---------- Given material ----------

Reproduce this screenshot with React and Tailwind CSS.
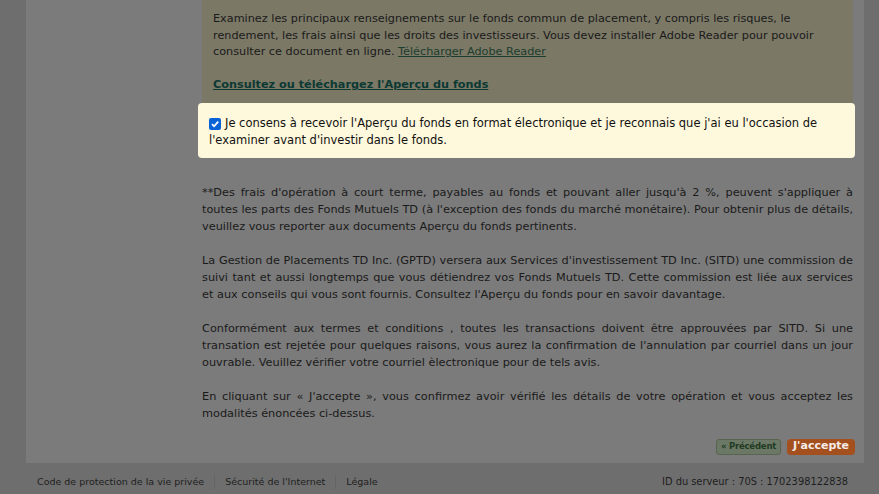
import React from "react";

const font = { fontFamily: '"DejaVu Sans", Verdana, sans-serif' };

function Check() {
  return (
    <span className="inline-flex w-[12px] h-[12px] bg-[#0a63d6] rounded-[2px] items-center justify-center shrink-0 mt-[3px]">
      <svg width="10" height="10" viewBox="0 0 10 10">
        <path d="M2 5.2 L4.1 7.3 L8.2 2.6" stroke="white" strokeWidth="1.8" fill="none" />
      </svg>
    </span>
  );
}

export default function App() {
  return (
    <div className="w-[879px] h-[494px] bg-[#6e6e6e] overflow-hidden flex flex-col text-[#1a1a1a]" style={font}>
      <div className="ml-[26px] w-[838px] h-[463px] bg-[#7b7b7b] flex shrink-0">
        <div className="w-[176px] shrink-0" />
        <div className="w-[651px] flex flex-col text-[11.5px]">
          <div className="bg-[#7b7866] pt-[11px] pb-[9px] px-[11px] leading-[16.5px] text-[11.25px]">
            <p>
              Examinez les principaux renseignements sur le fonds commun de placement, y compris les risques, le rendement, les frais ainsi que les droits des investisseurs. Vous devez installer Adobe Reader pour pouvoir consulter ce document en ligne.{" "}
              <span className="underline text-[#1c3d2e]">Télécharger Adobe Reader</span>
            </p>
            <p className="mt-[16.5px] font-bold underline text-[#0c3933]">Consultez ou téléchargez l'Aperçu du fonds</p>
          </div>
          <div className="ml-[-4px] mr-[-2px] bg-[#fef8dc] rounded-[4px] pt-[12.5px] pb-[8.5px] px-[11px] leading-[17px] text-[#111]">
            <div className="flex gap-[4px] items-start">
              <Check />
              <span>Je consens à recevoir l'Aperçu du fonds en format électronique et je reconnais que j'ai eu l'occasion de</span>
            </div>
            <div>l'examiner avant d'investir dans le fonds.</div>
          </div>
          <div className="mt-[26px] leading-[17px] text-justify text-[11.3px] flex flex-col gap-[17px]">
            <p>**Des frais d'opération à court terme, payables au fonds et pouvant aller jusqu'à 2 %, peuvent s'appliquer à toutes les parts des Fonds Mutuels TD (à l'exception des fonds du marché monétaire). Pour obtenir plus de détails, veuillez vous reporter aux documents Aperçu du fonds pertinents.</p>
            <p>La Gestion de Placements TD Inc. (GPTD) versera aux Services d'investissement TD Inc. (SITD) une commission de suivi tant et aussi longtemps que vous détiendrez vos Fonds Mutuels TD. Cette commission est liée aux services et aux conseils qui vous sont fournis. Consultez l'Aperçu du fonds pour en savoir davantage.</p>
            <p>Conformément aux termes et conditions , toutes les transactions doivent être approuvées par SITD. Si une transation est rejetée pour quelques raisons, vous aurez la confirmation de l'annulation par courriel dans un jour ouvrable. Veuillez vérifier votre courriel èlectronique pour de tels avis.</p>
            <p>En cliquant sur « J'accepte », vous confirmez avoir vérifié les détails de votre opération et vous acceptez les modalités énoncées ci-dessus.</p>
          </div>
          <div className="mt-[17px] flex justify-end gap-[6px] mr-[-2px]">
            <span className="h-[16px] w-[65px] flex items-center justify-center rounded-[3px] border border-[#58644f] bg-[#6c7866] text-[#203a22] text-[8.5px] font-bold whitespace-nowrap tracking-[-0.2px]">« Précédent</span>
            <span className="h-[16px] w-[68px] flex items-center justify-center rounded-[4px] bg-[#a4501e] text-[#f5ece6] text-[11px] font-bold whitespace-nowrap">J'accepte</span>
          </div>
        </div>
      </div>
      <div className="flex items-center h-[31px] pt-[7px] text-[9.5px] text-[#1e1e1e] pl-[37px] pr-[31px]">
        <span>Code de protection de la vie privée</span>
        <span className="mx-[10px] w-px h-[14px] bg-[#656565]" />
        <span>Sécurité de l'Internet</span>
        <span className="mx-[10px] w-px h-[14px] bg-[#656565]" />
        <span>Légale</span>
        <span className="ml-auto text-[9.85px]">ID du serveur : 70S : 1702398122838</span>
      </div>
    </div>
  );
}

----------

Pictures are excluded; copy all other data exactly as shown.

Reproduce this screenshot with React and Tailwind CSS.
import React from "react";

const font = { fontFamily: '"DejaVu Sans", Verdana, sans-serif' };

function Check() {
  return (
    <span className="inline-flex w-[12px] h-[12px] bg-[#0a63d6] rounded-[2px] items-center justify-center shrink-0 mt-[3px]">
      <svg width="10" height="10" viewBox="0 0 10 10">
        <path d="M2 5.2 L4.1 7.3 L8.2 2.6" stroke="white" strokeWidth="1.8" fill="none" />
      </svg>
    </span>
  );
}

export default function App() {
  return (
    <div className="w-[879px] h-[494px] bg-[#6e6e6e] overflow-hidden flex flex-col text-[#1a1a1a]" style={font}>
      <div className="ml-[26px] w-[838px] h-[463px] bg-[#7b7b7b] flex shrink-0">
        <div className="w-[176px] shrink-0" />
        <div className="w-[651px] flex flex-col text-[11.5px]">
          <div className="bg-[#7b7866] pt-[11px] pb-[9px] px-[11px] leading-[16.5px] text-[11.25px]">
            <p>
              Examinez les principaux renseignements sur le fonds commun de placement, y compris les risques, le rendement, les frais ainsi que les droits des investisseurs. Vous devez installer Adobe Reader pour pouvoir consulter ce document en ligne.{" "}
              <span className="underline text-[#1c3d2e]">Télécharger Adobe Reader</span>
            </p>
            <p className="mt-[16.5px] font-bold underline text-[#0c3933]">Consultez ou téléchargez l'Aperçu du fonds</p>
          </div>
          <div className="ml-[-4px] mr-[-2px] bg-[#fef8dc] rounded-[4px] pt-[12.5px] pb-[8.5px] px-[11px] leading-[17px] text-[#111]">
            <div className="flex gap-[4px] items-start">
              <Check />
              <span>Je consens à recevoir l'Aperçu du fonds en format électronique et je reconnais que j'ai eu l'occasion de</span>
            </div>
            <div>l'examiner avant d'investir dans le fonds.</div>
          </div>
          <div className="mt-[26px] leading-[17px] text-justify text-[11.3px] flex flex-col gap-[17px]">
            <p>**Des frais d'opération à court terme, payables au fonds et pouvant aller jusqu'à 2 %, peuvent s'appliquer à toutes les parts des Fonds Mutuels TD (à l'exception des fonds du marché monétaire). Pour obtenir plus de détails, veuillez vous reporter aux documents Aperçu du fonds pertinents.</p>
            <p>La Gestion de Placements TD Inc. (GPTD) versera aux Services d'investissement TD Inc. (SITD) une commission de suivi tant et aussi longtemps que vous détiendrez vos Fonds Mutuels TD. Cette commission est liée aux services et aux conseils qui vous sont fournis. Consultez l'Aperçu du fonds pour en savoir davantage.</p>
            <p>Conformément aux termes et conditions , toutes les transactions doivent être approuvées par SITD. Si une transation est rejetée pour quelques raisons, vous aurez la confirmation de l'annulation par courriel dans un jour ouvrable. Veuillez vérifier votre courriel èlectronique pour de tels avis.</p>
            <p>En cliquant sur « J'accepte », vous confirmez avoir vérifié les détails de votre opération et vous acceptez les modalités énoncées ci-dessus.</p>
          </div>
          <div className="mt-[17px] flex justify-end gap-[6px] mr-[-2px]">
            <span className="h-[16px] w-[65px] flex items-center justify-center rounded-[3px] border border-[#58644f] bg-[#6c7866] text-[#203a22] text-[8.5px] font-bold whitespace-nowrap tracking-[-0.2px]">« Précédent</span>
            <span className="h-[16px] w-[68px] flex items-center justify-center rounded-[4px] bg-[#a4501e] text-[#f5ece6] text-[11px] font-bold whitespace-nowrap">J'accepte</span>
          </div>
        </div>
      </div>
      <div className="flex items-center h-[31px] pt-[7px] text-[9.5px] text-[#1e1e1e] pl-[37px] pr-[31px]">
        <span>Code de protection de la vie privée</span>
        <span className="mx-[10px] w-px h-[14px] bg-[#656565]" />
        <span>Sécurité de l'Internet</span>
        <span className="mx-[10px] w-px h-[14px] bg-[#656565]" />
        <span>Légale</span>
        <span className="ml-auto text-[9.85px]">ID du serveur : 70S : 1702398122838</span>
      </div>
    </div>
  );
}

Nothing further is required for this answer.